Comparing that API with LaunchDarkly I see that they do support A/B trials but don’t have multivariate tests live yet, which suggests that they are still very limited in that space. I think there is room for some very simple home grown work in this area to pay off nicely for Symphony (the project codename the flags system was written for).
Should you run your own?
It would be very unusual to have PII or customer data in the flag configuration store; and you shouldn’t have access control lists in there either (in LP we did allow turning on code by group, which is somewhat similar). Point is, that the very worst thing that can happen if someone else controls your feature flags and is malicious is actually not very bad. So as far as aaS vendor trust goes, not a lot of trust is needed to be pretty comfortable using one.
But, if you’re in a particularly high-trust environment, or you have no internet access, running your own may be super important, and then yeah, do it :). They aren’t big complex systems, even with multi-arm bandit logic added in (the difficulty there is the logic, not the processing).
Or if you think the prices being charged by the incumbents are ridiculous. Actually, perhaps hit me up and we’ll make a startup and do this right…
Should you build your own?
A trivial flag system + persistence could be as little as a few days work. Less if you grab an existing bolt-on for your framework. If you have multiple services, or teams, or languages.. expect that to become the gift that keeps on giving as you have to consolidate and converge across your organisation indefinitely. If you have the resources – great, not a problem.
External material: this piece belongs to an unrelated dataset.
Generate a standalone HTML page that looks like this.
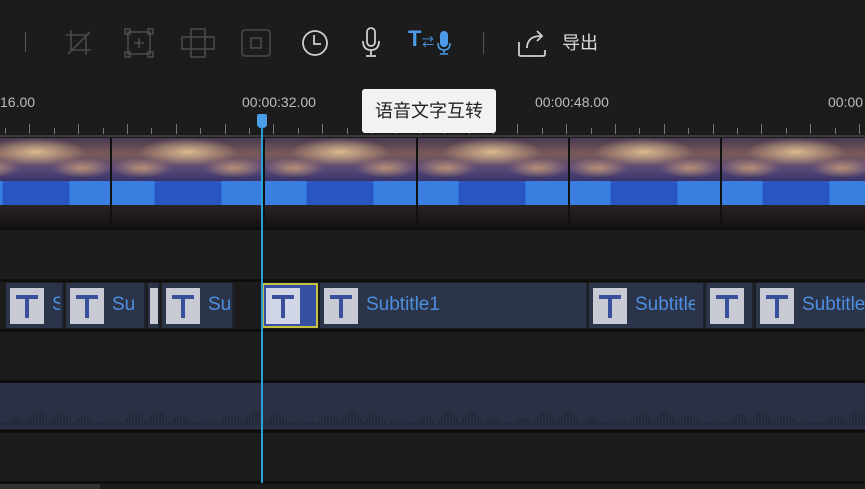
<!DOCTYPE html>
<html><head><meta charset="utf-8"><style>
*{margin:0;padding:0;box-sizing:border-box}
body{width:865px;height:489px;background:#1c1c1c;position:relative;overflow:hidden;font-family:"Liberation Sans","Noto Sans CJK SC",sans-serif}
.a{position:absolute}
.ic{position:absolute;top:26px}
.lbl{position:absolute;top:94px;font-size:14px;color:#bdbdbd}
.tick{position:absolute;width:1px;background:#777}
.line{position:absolute;left:0;width:865px;height:3px;background:#0e0e0e}
.vid{position:absolute;left:0;top:138px;width:865px;height:89px;
background:
radial-gradient(ellipse 50px 14px at 76px 14px,#d8b890,rgba(0,0,0,0)),
radial-gradient(ellipse 30px 10px at 30px 30px,#b89078,rgba(0,0,0,0)),
radial-gradient(ellipse 30px 10px at 122px 30px,#b89078,rgba(0,0,0,0)),
linear-gradient(180deg,#4a3a52 0,#7a5a58 18%,#5a4a78 34%,#3a3468 48%);
background-size:152px 89px;background-position:-40px 0}
.band{position:absolute;left:0;top:181px;width:865px;height:24px;
background:linear-gradient(90deg,#3a7ee0 0,#3a7ee0 28%,#2a56c4 28%,#2a56c4 72%,#3a7ee0 72%);background-size:152px 24px;background-position:-40px 0}
.crowd{position:absolute;left:0;top:205px;width:865px;height:22px;background:linear-gradient(180deg,#2a2224,#151214)}
.sep{position:absolute;top:138px;width:2px;height:89px;background:#111}
.clip{position:absolute;top:283px;height:45px;background:#2b3449;border-right:2px solid #1e2330}
.tb{position:absolute;top:5px;left:4px;width:34px;height:36px;background:#c8cbd4}
.tb:before{content:"";position:absolute;left:6px;top:7px;width:22px;height:4px;background:#3a4f9a}
.tb:after{content:"";position:absolute;left:15px;top:7px;width:4px;height:23px;background:#3a4f9a}
.ct{position:absolute;top:11px;left:46px;font-size:19px;color:#4d8fe0;white-space:nowrap;overflow:hidden}
</style></head><body>
<div class="a" style="left:25px;top:32px;width:1px;height:20px;background:#555"></div>
<svg class="ic" style="left:62px" width="34" height="34" viewBox="0 0 34 34" fill="none" stroke="#4a4a4a" stroke-width="1.6"><path d="M9 4v20h20M4 9h20v20M6 28L28 6"/></svg>
<svg class="ic" style="left:122px" width="34" height="34" viewBox="0 0 34 34" fill="none" stroke="#4a4a4a" stroke-width="1.6"><rect x="6" y="6" width="22" height="22"/><rect x="3" y="3" width="5" height="5"/><rect x="26" y="3" width="5" height="5"/><rect x="3" y="26" width="5" height="5"/><rect x="26" y="26" width="5" height="5"/><path d="M17 12v10M12 17h10"/></svg>
<svg class="ic" style="left:180px" width="36" height="34" viewBox="0 0 36 34" fill="none" stroke="#4a4a4a" stroke-width="1.6"><rect x="2" y="11" width="32" height="12"/><rect x="11" y="3" width="14" height="28"/></svg>
<svg class="ic" style="left:239px" width="34" height="34" viewBox="0 0 34 34" fill="none" stroke="#4a4a4a" stroke-width="1.6"><rect x="3" y="4" width="28" height="26" rx="3"/><rect x="12" y="12" width="10" height="10"/></svg>
<svg class="ic" style="left:298px" width="34" height="34" viewBox="0 0 34 34" fill="none" stroke="#cfcfcf" stroke-width="1.8"><circle cx="17" cy="17" r="12"/><path d="M16 9v9h7"/></svg>
<svg class="ic" style="left:358px" width="26" height="34" viewBox="0 0 26 34" fill="none" stroke="#cfcfcf" stroke-width="1.8"><rect x="9" y="2" width="8" height="18" rx="4"/><path d="M5 15q0 9 8 9q8 0 8-9M13 24v5M8 30h10"/></svg>
<div class="a" style="left:408px;top:26px;font-size:22px;font-weight:bold;color:#4d9ae8">T</div>
<div class="a" style="left:422px;top:33px;font-size:12px;color:#4d9ae8">⇄</div>
<svg class="a" style="left:436px;top:30px" width="16" height="26" viewBox="0 0 16 26"><rect x="4" y="1" width="8" height="16" rx="4" fill="#4d9ae8"/><path d="M2 13q0 7 6 7q6 0 6-7M8 20v3M4 24h8" fill="none" stroke="#4d9ae8" stroke-width="1.6"/></svg>
<div class="a" style="left:483px;top:32px;width:1px;height:22px;background:#555"></div>
<svg class="ic" style="left:515px" width="36" height="34" viewBox="0 0 36 34" fill="none" stroke="#cfcfcf" stroke-width="1.8"><path d="M4 16v12q0 2 2 2h22q2 0 2-2v-4"/><path d="M12 22q0-12 14-12M22 5l5 5-5 5"/></svg>
<div class="a" style="left:562px;top:29px;font-size:18px;color:#dcdcdc">导出</div>
<div class="lbl" style="left:0">16.00</div>
<div class="lbl" style="left:242px">00:00:32.00</div>
<div class="lbl" style="left:535px">00:00:48.00</div>
<div class="lbl" style="left:828px">00:00</div>
<div id="ticks"></div>
<div class="a" style="left:0;top:135px;width:865px;height:2px;background:#3a3a3a"></div>
<div class="a" style="left:362px;top:89px;width:134px;height:44px;background:#f2f2f2;border-radius:3px;font-size:18px;color:#222;line-height:44px;text-align:center">语音文字互转</div>
<div class="vid"></div>
<div class="band"></div>
<div class="crowd"></div>
<div class="sep" style="left:110px"></div><div class="sep" style="left:263px"></div><div class="sep" style="left:416px"></div><div class="sep" style="left:568px"></div><div class="sep" style="left:720px"></div>
<div class="line" style="top:227px"></div>
<div class="line" style="top:279px"></div>
<div class="clip" style="left:6px;width:58px"><div class="tb"></div><div class="ct" style="width:8px">S</div></div>
<div class="clip" style="left:66px;width:80px"><div class="tb"></div><div class="ct" style="width:30px">Su</div></div>
<div class="clip" style="left:148px;width:12px"><div class="a" style="left:2px;top:5px;width:8px;height:36px;background:#c8cbd4"></div></div>
<div class="clip" style="left:162px;width:72px"><div class="tb"></div><div class="ct" style="width:22px">Su</div></div>
<div class="clip" style="left:262px;width:56px;border:2px solid #c8c040;background:#3550a0"><div class="tb" style="top:3px;left:2px;background:#d0d6e6"></div></div>
<div class="clip" style="left:320px;width:268px"><div class="tb"></div><div class="ct">Subtitle1</div></div>
<div class="clip" style="left:589px;width:116px"><div class="tb"></div><div class="ct" style="width:60px">Subtitle1</div></div>
<div class="clip" style="left:706px;width:48px"><div class="tb"></div></div>
<div class="clip" style="left:756px;width:109px;border:none"><div class="tb"></div><div class="ct">Subtitle1</div></div>
<div class="line" style="top:329px"></div>
<div class="line" style="top:380px"></div>
<div class="a" style="left:0;top:383px;width:865px;height:46px;background:#2a3144"></div>
<svg class="a" style="left:0;top:395px" width="865" height="30" id="wave"></svg>
<div class="line" style="top:430px"></div>
<div class="line" style="top:481px"></div>
<div class="a" style="left:0;top:484px;width:100px;height:5px;background:#333"></div>
<div class="a" style="left:261px;top:128px;width:2px;height:355px;background:#2aa0d8"></div>
<div class="a" style="left:257px;top:114px;width:10px;height:14px;background:#4a9ee6;border-radius:2px 2px 4px 4px"></div>
<script>
var t='';for(var i=0;i<36;i++){var x=5+i*24.4;var big=(i%2==1);t+='<div class="tick" style="left:'+x.toFixed(0)+'px;top:'+(big?124:128)+'px;height:'+(big?10:6)+'px"></div>';}
document.getElementById('ticks').innerHTML=t;
var w='';for(var x=0;x<865;x+=3){var h=2+Math.abs(Math.sin(x*0.13)*Math.sin(x*0.031))*12;w+='<rect x="'+x+'" y="'+(30-h)+'" width="2" height="'+h+'" fill="#222a3a"/>';}
document.getElementById('wave').innerHTML=w;
</script>
</body></html>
I think most people will be better off taking one of the existing open source flag systems – perhaps https://unleash.github.io/ – and using it; even if it is more complex than a system tightly fitted to your needs, the benefit of having one that is a true API from the start will pay for itself the very first time you split a project, or want to report what features are on in dev and off in prod, not to mention multiple existing language bindings etc.